Uluslararası Para Fonu’nun (IMF) dün gece yayınlanan Türkiye raporunun basın bildirisine ilişkin değerlendirmede bulunan iktisatçı Dr. Mahfi Eğilmez, ücretlilere yapılacak zamlarda beklenen enflasyonun baz alınması yolundaki IMF uyarısına tepki gösterirken, “Bunları IMF söylemez, biz söyleyelim” dedi.
Eski Hazine Müsteşarı, akademisyen ve yazar Dr. Mahfi Eğilmez, IMF’nin Türkiye raporuna ilişkin değerlendirmeler yaptı. Eğilmez, raporda Haziran 2023’ten bu yana atılan adımlardan övgüyle söz edildiğini anımsatırken, daha sıkı adımlar atılmasının önerildiğini ifade etti.
Mahfi Eğilmez, IMF’nin “ücretlilere yapılacak zamların geçmiş enflasyona göre değil gelecekte beklenen enflasyona göre yapılması” yolundaki önerisine yönelik şu soruları sordu:
“Peki ama bu geçmişteki enflasyonu kim yaşadı? Ücretli her geçen gün artan hayat pahalılığı karşısında sürekli geriye gitmedi mi? Geçmişin tazminatını onlara ödemek gerekmiyor mu?”

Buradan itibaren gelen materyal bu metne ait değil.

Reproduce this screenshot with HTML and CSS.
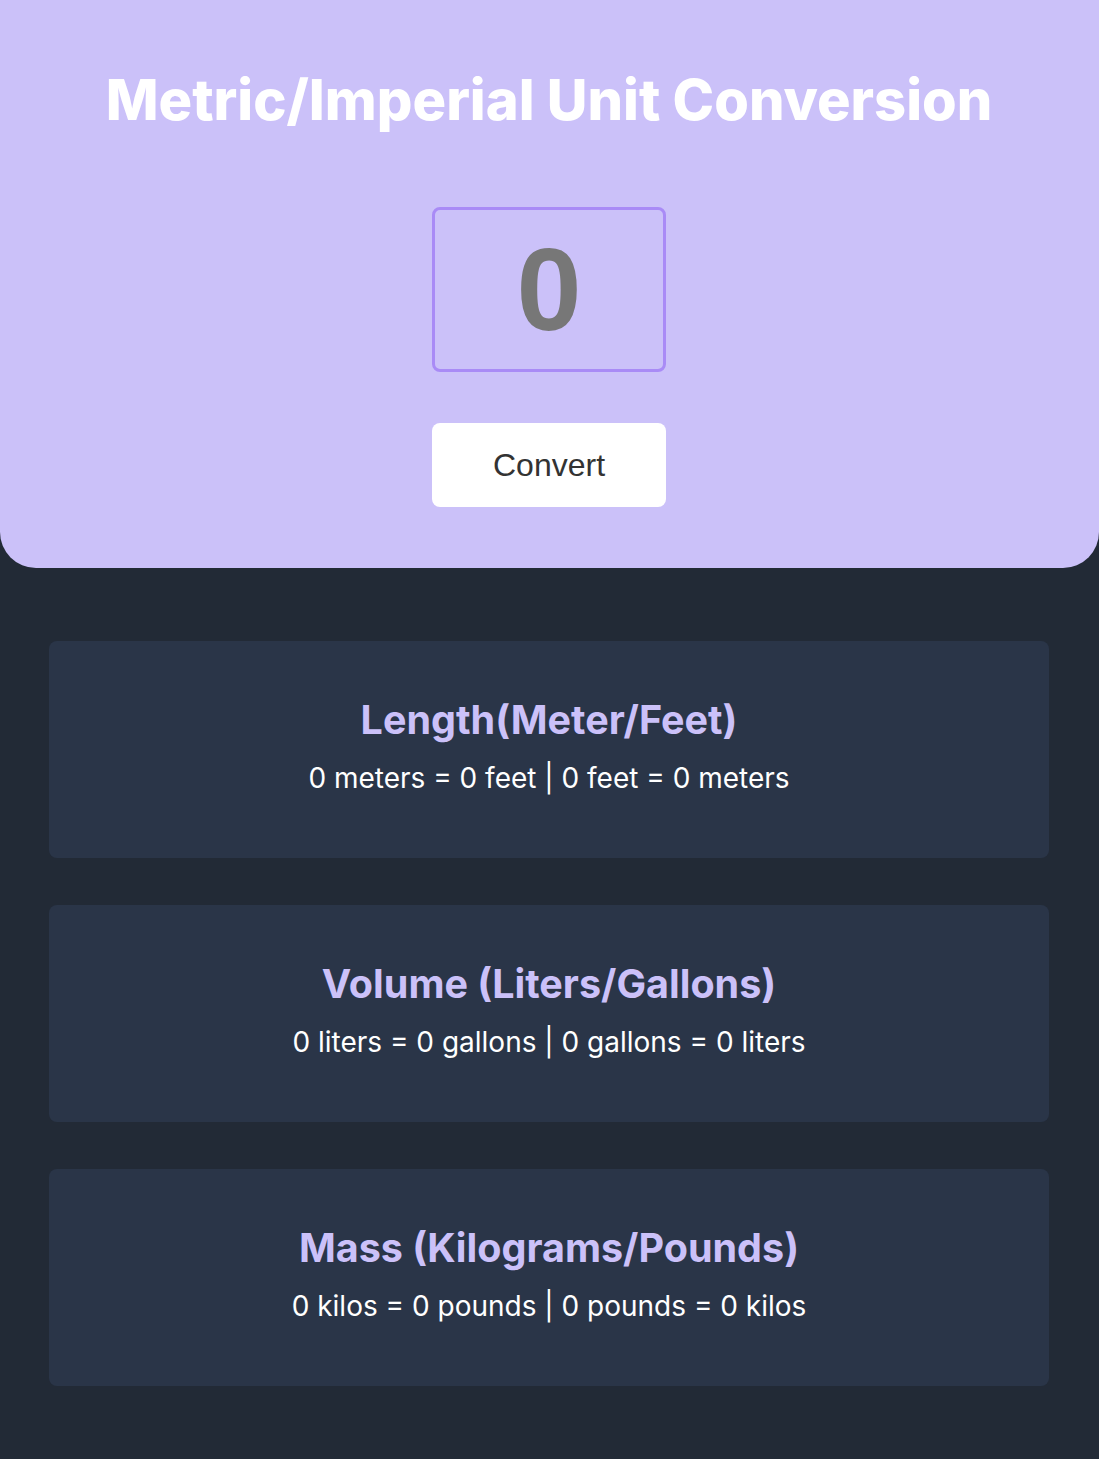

IMF’nin görevleri ekonomiyle sınırlı
Eğilmez, IMF’nin görevine ilişkin yaptığı değerlendirmede, “IMF’nin görevi elbette ülkenin sosyal ve siyasal yapısıyla ilgili öneri getirmek değil. Görevleri ekonomiyle sınırlı. O nedenle IMF’nin yapısal uyumlandırmasıyla benim önerdiğim yapısal reformlar arasında dağlar kadar fark var” yorumunda bulundu.
“Ekonomide istediğiniz önlemi alın, kalıcı çözümler ancak ve ancak doğru bir sosyal, siyasal ve ekonomik çerçeve içinde hareket edilerek alınabilir” ifadelerini kullanan Mahfi Eğilmez, şöyle devam etti:
“Ücretleri enflasyon kadar artırmayarak sadece sosyal gerilimi artırırız. Vergisini ödememiş, kayıt dışına çıkmış, bu yolla elde ettiği geliri servetine eklemiş ve bunu bir marifetmiş gibi lüks otomobillerle, evlerle, eşyalarla sergileyen insanların bu kayıt dışı varlıklarını servet beyanı getirerek yakalayıp vergilendirmek yerine yoksullukla savaşan ücretliye düşük zam yaparak enflasyonla mücadele edilemez.”
Eğilmez değerlendirmesini “Bunları IMF söyleyemez, biz söyleyelim” diyerek sonlandırdı.
IMF’nin Türkiye raporunda ücretlerle ilgili bölüm şöyle:
“Hâlâ yüksek olan enflasyon ataletiyle mücadele edilmesi gerekiyor. Fiyatların, ücretlerin ve diğer sözleşmelerin (kiralar gibi) yıllık olarak ve ileriye dönük enflasyona göre belirlenmesi, beklentilerin sıfırlanması ve rekabet gücünün korunması açısından kilit önem taşıyor.
Göreli fiyatlar ayarlandıktan sonra, geriye dönük endeksleme ortadan kaldırılmalı ve kamu sektörü tarafından yönetilen fiyatlar üretim ve bakım maliyetleriyle uyumlu hale getirilmelidir.”